--- start of DATASET EXTRACT ---

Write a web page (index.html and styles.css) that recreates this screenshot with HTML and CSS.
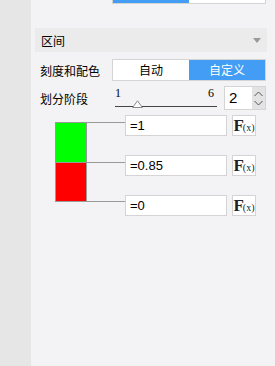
FILE: index.html
```html
<!DOCTYPE html>
<html lang="zh-CN">
<head>
  <meta charset="UTF-8">
  <title>区间</title>
  <link rel="stylesheet" href="styles.css">
</head>
<body>
  <div class="sidebar"></div>

  <div class="panel">
    <!-- tail of the control above, scrolled out of view -->
    <div class="seg seg-top">
      <span class="seg-item active"></span>
      <span class="seg-item"></span>
    </div>

    <div class="section-head">
      <span>区间</span>
      <span class="caret"></span>
    </div>

    <div class="row">
      <label class="row-label">刻度和配色</label>
      <div class="seg">
        <span class="seg-item">自动</span>
        <span class="seg-item active">自定义</span>
      </div>
    </div>

    <div class="row">
      <label class="row-label">划分阶段</label>
      <div class="slider">
        <div class="slider-ticks"><span>1</span><span>6</span></div>
        <div class="slider-track"></div>
        <svg class="slider-thumb" width="11" height="8" viewBox="0 0 11 8"><path d="M5.5 0.8 L10.3 7.5 L0.7 7.5 Z" fill="#fff" stroke="#8a8a8a" stroke-width="1"/></svg>
      </div>
      <div class="spinner">
        <span class="spinner-value">2</span>
        <div class="spinner-btns">
          <svg width="9" height="6" viewBox="0 0 9 6"><path d="M0.5 5 L4.5 1 L8.5 5" fill="none" stroke="#555" stroke-width="1"/></svg>
          <svg width="9" height="6" viewBox="0 0 9 6"><path d="M0.5 1 L4.5 5 L8.5 1" fill="none" stroke="#555" stroke-width="1"/></svg>
        </div>
      </div>
    </div>

    <div class="legend">
      <div class="scale">
        <div class="band">
          <div class="swatch green"></div>
          <div class="tick"></div>
        </div>
        <div class="band last">
          <div class="swatch red"></div>
          <div class="tick"></div>
        </div>
      </div>
      <div class="fields">
        <div class="field">
          <div class="field-input">=1</div>
          <div class="fx">F<small>(x)</small></div>
        </div>
        <div class="field">
          <div class="field-input">=0.85</div>
          <div class="fx">F<small>(x)</small></div>
        </div>
        <div class="field">
          <div class="field-input">=0</div>
          <div class="fx">F<small>(x)</small></div>
        </div>
      </div>
    </div>
  </div>
</body>
</html>
```

FILE: styles.css
```css
* {
  box-sizing: border-box;
  margin: 0;
  padding: 0;
}

body {
  font-family: "Noto Sans CJK SC", "Liberation Sans", sans-serif;
  font-size: 12px;
  color: #000;
  display: flex;
  min-height: 100vh;
  background: #f3f3f5;
}

.sidebar {
  width: 31px;
  flex-shrink: 0;
  background: #e6e6e6;
}

.panel {
  flex: 1;
  padding: 0 4px;
}

/* Segmented buttons */
.seg {
  display: flex;
  width: 154px;
  height: 22px;
  border: 1px solid #d4d4d4;
  background: #fff;
}

.seg-item {
  flex: 1;
  display: flex;
  align-items: center;
  justify-content: center;
  line-height: 1;
}

.seg-item.active {
  background: #439df5;
  color: #fff;
}

.seg-top {
  margin-left: 77px;
  height: 4px;
  border-top: none;
}

/* Section header */
.section-head {
  display: flex;
  align-items: center;
  justify-content: space-between;
  width: 232px;
  height: 24px;
  margin-top: 24px;
  padding: 0 6px;
  background: #ebebeb;
}

.caret {
  width: 0;
  height: 0;
  border-left: 4px solid transparent;
  border-right: 4px solid transparent;
  border-top: 5px solid #9a9a9a;
}

/* Rows */
.row {
  display: flex;
  align-items: center;
  padding-left: 5px;
  margin-top: 7px;
}

.row + .row {
  margin-top: 5px;
}

.row-label {
  width: 72px;
  flex-shrink: 0;
}

/* Slider */
.slider {
  position: relative;
  width: 108px;
  height: 24px;
}

.slider-ticks {
  display: flex;
  justify-content: space-between;
  padding: 0 6px 0 3px;
  font-family: "Liberation Serif", serif;
  font-size: 12px;
  line-height: 12px;
  margin-top: 1px;
}

.slider-track {
  margin: 7px 0 0 3px;
  width: 102px;
  border-top: 1px solid #444;
}

.slider-thumb {
  position: absolute;
  left: 20px;
  top: 14px;
  display: block;
}

/* Spinner */
.spinner {
  display: flex;
  margin-left: 4px;
  width: 42px;
  height: 24px;
  border: 1px solid #d4d4d4;
  background: #fff;
}

.spinner-value {
  flex: 1;
  padding-left: 4px;
  font-family: "Liberation Sans", sans-serif;
  font-size: 15px;
  line-height: 22px;
}

.spinner-btns {
  width: 13px;
  display: flex;
  flex-direction: column;
  justify-content: space-around;
  align-items: center;
  background: #e3e3e3;
  padding: 2px 0;
}

.spinner-btns svg {
  display: block;
}

/* Colour legend */
.legend {
  display: flex;
  padding-left: 20px;
  margin-top: 5px;
}

.scale {
  margin-top: 7px;
}

.band {
  display: flex;
  height: 40px;
}

.swatch {
  width: 32px;
  border: 1px solid #999;
  border-bottom: none;
}

.band.last .swatch,
.band.last .tick {
  border-bottom: 1px solid #999;
}

.green {
  background: #00ff00;
}

.red {
  background: #ff0000;
}

.tick {
  width: 38px;
  border-top: 1px solid #999;
}

.fields {
  display: flex;
  flex-direction: column;
  gap: 19px;
}

.field {
  display: flex;
  gap: 5px;
}

.field-input {
  width: 102px;
  height: 21px;
  border: 1px solid #d4d4d4;
  background: #fff;
  padding-left: 4px;
  font-family: "Liberation Sans", sans-serif;
  font-size: 13px;
  line-height: 19px;
}

.fx {
  width: 24px;
  height: 21px;
  border: 1px solid #d4d4d4;
  background: #fff;
  font-family: "Liberation Serif", serif;
  font-weight: bold;
  font-size: 17px;
  line-height: 19px;
  text-align: center;
  color: #222;
  letter-spacing: -1px;
}

.fx small {
  font-size: 10px;
  font-weight: normal;
  letter-spacing: 0;
}
```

--- end of DATASET EXTRACT ---

WORK REQUIRED
Copy the listing over exactly, skipping the pictures it holds.

RESULT FOR THIS TASK
Write a web page (index.html and styles.css) that recreates this screenshot with HTML and CSS.
FILE: index.html
```html
<!DOCTYPE html>
<html lang="zh-CN">
<head>
  <meta charset="UTF-8">
  <title>区间</title>
  <link rel="stylesheet" href="styles.css">
</head>
<body>
  <div class="sidebar"></div>

  <div class="panel">
    <!-- tail of the control above, scrolled out of view -->
    <div class="seg seg-top">
      <span class="seg-item active"></span>
      <span class="seg-item"></span>
    </div>

    <div class="section-head">
      <span>区间</span>
      <span class="caret"></span>
    </div>

    <div class="row">
      <label class="row-label">刻度和配色</label>
      <div class="seg">
        <span class="seg-item">自动</span>
        <span class="seg-item active">自定义</span>
      </div>
    </div>

    <div class="row">
      <label class="row-label">划分阶段</label>
      <div class="slider">
        <div class="slider-ticks"><span>1</span><span>6</span></div>
        <div class="slider-track"></div>
        <svg class="slider-thumb" width="11" height="8" viewBox="0 0 11 8"><path d="M5.5 0.8 L10.3 7.5 L0.7 7.5 Z" fill="#fff" stroke="#8a8a8a" stroke-width="1"/></svg>
      </div>
      <div class="spinner">
        <span class="spinner-value">2</span>
        <div class="spinner-btns">
          <svg width="9" height="6" viewBox="0 0 9 6"><path d="M0.5 5 L4.5 1 L8.5 5" fill="none" stroke="#555" stroke-width="1"/></svg>
          <svg width="9" height="6" viewBox="0 0 9 6"><path d="M0.5 1 L4.5 5 L8.5 1" fill="none" stroke="#555" stroke-width="1"/></svg>
        </div>
      </div>
    </div>

    <div class="legend">
      <div class="scale">
        <div class="band">
          <div class="swatch green"></div>
          <div class="tick"></div>
        </div>
        <div class="band last">
          <div class="swatch red"></div>
          <div class="tick"></div>
        </div>
      </div>
      <div class="fields">
        <div class="field">
          <div class="field-input">=1</div>
          <div class="fx">F<small>(x)</small></div>
        </div>
        <div class="field">
          <div class="field-input">=0.85</div>
          <div class="fx">F<small>(x)</small></div>
        </div>
        <div class="field">
          <div class="field-input">=0</div>
          <div class="fx">F<small>(x)</small></div>
        </div>
      </div>
    </div>
  </div>
</body>
</html>
```

FILE: styles.css
```css
* {
  box-sizing: border-box;
  margin: 0;
  padding: 0;
}

body {
  font-family: "Noto Sans CJK SC", "Liberation Sans", sans-serif;
  font-size: 12px;
  color: #000;
  display: flex;
  min-height: 100vh;
  background: #f3f3f5;
}

.sidebar {
  width: 31px;
  flex-shrink: 0;
  background: #e6e6e6;
}

.panel {
  flex: 1;
  padding: 0 4px;
}

/* Segmented buttons */
.seg {
  display: flex;
  width: 154px;
  height: 22px;
  border: 1px solid #d4d4d4;
  background: #fff;
}

.seg-item {
  flex: 1;
  display: flex;
  align-items: center;
  justify-content: center;
  line-height: 1;
}

.seg-item.active {
  background: #439df5;
  color: #fff;
}

.seg-top {
  margin-left: 77px;
  height: 4px;
  border-top: none;
}

/* Section header */
.section-head {
  display: flex;
  align-items: center;
  justify-content: space-between;
  width: 232px;
  height: 24px;
  margin-top: 24px;
  padding: 0 6px;
  background: #ebebeb;
}

.caret {
  width: 0;
  height: 0;
  border-left: 4px solid transparent;
  border-right: 4px solid transparent;
  border-top: 5px solid #9a9a9a;
}

/* Rows */
.row {
  display: flex;
  align-items: center;
  padding-left: 5px;
  margin-top: 7px;
}

.row + .row {
  margin-top: 5px;
}

.row-label {
  width: 72px;
  flex-shrink: 0;
}

/* Slider */
.slider {
  position: relative;
  width: 108px;
  height: 24px;
}

.slider-ticks {
  display: flex;
  justify-content: space-between;
  padding: 0 6px 0 3px;
  font-family: "Liberation Serif", serif;
  font-size: 12px;
  line-height: 12px;
  margin-top: 1px;
}

.slider-track {
  margin: 7px 0 0 3px;
  width: 102px;
  border-top: 1px solid #444;
}

.slider-thumb {
  position: absolute;
  left: 20px;
  top: 14px;
  display: block;
}

/* Spinner */
.spinner {
  display: flex;
  margin-left: 4px;
  width: 42px;
  height: 24px;
  border: 1px solid #d4d4d4;
  background: #fff;
}

.spinner-value {
  flex: 1;
  padding-left: 4px;
  font-family: "Liberation Sans", sans-serif;
  font-size: 15px;
  line-height: 22px;
}

.spinner-btns {
  width: 13px;
  display: flex;
  flex-direction: column;
  justify-content: space-around;
  align-items: center;
  background: #e3e3e3;
  padding: 2px 0;
}

.spinner-btns svg {
  display: block;
}

/* Colour legend */
.legend {
  display: flex;
  padding-left: 20px;
  margin-top: 5px;
}

.scale {
  margin-top: 7px;
}

.band {
  display: flex;
  height: 40px;
}

.swatch {
  width: 32px;
  border: 1px solid #999;
  border-bottom: none;
}

.band.last .swatch,
.band.last .tick {
  border-bottom: 1px solid #999;
}

.green {
  background: #00ff00;
}

.red {
  background: #ff0000;
}

.tick {
  width: 38px;
  border-top: 1px solid #999;
}

.fields {
  display: flex;
  flex-direction: column;
  gap: 19px;
}

.field {
  display: flex;
  gap: 5px;
}

.field-input {
  width: 102px;
  height: 21px;
  border: 1px solid #d4d4d4;
  background: #fff;
  padding-left: 4px;
  font-family: "Liberation Sans", sans-serif;
  font-size: 13px;
  line-height: 19px;
}

.fx {
  width: 24px;
  height: 21px;
  border: 1px solid #d4d4d4;
  background: #fff;
  font-family: "Liberation Serif", serif;
  font-weight: bold;
  font-size: 17px;
  line-height: 19px;
  text-align: center;
  color: #222;
  letter-spacing: -1px;
}

.fx small {
  font-size: 10px;
  font-weight: normal;
  letter-spacing: 0;
}
```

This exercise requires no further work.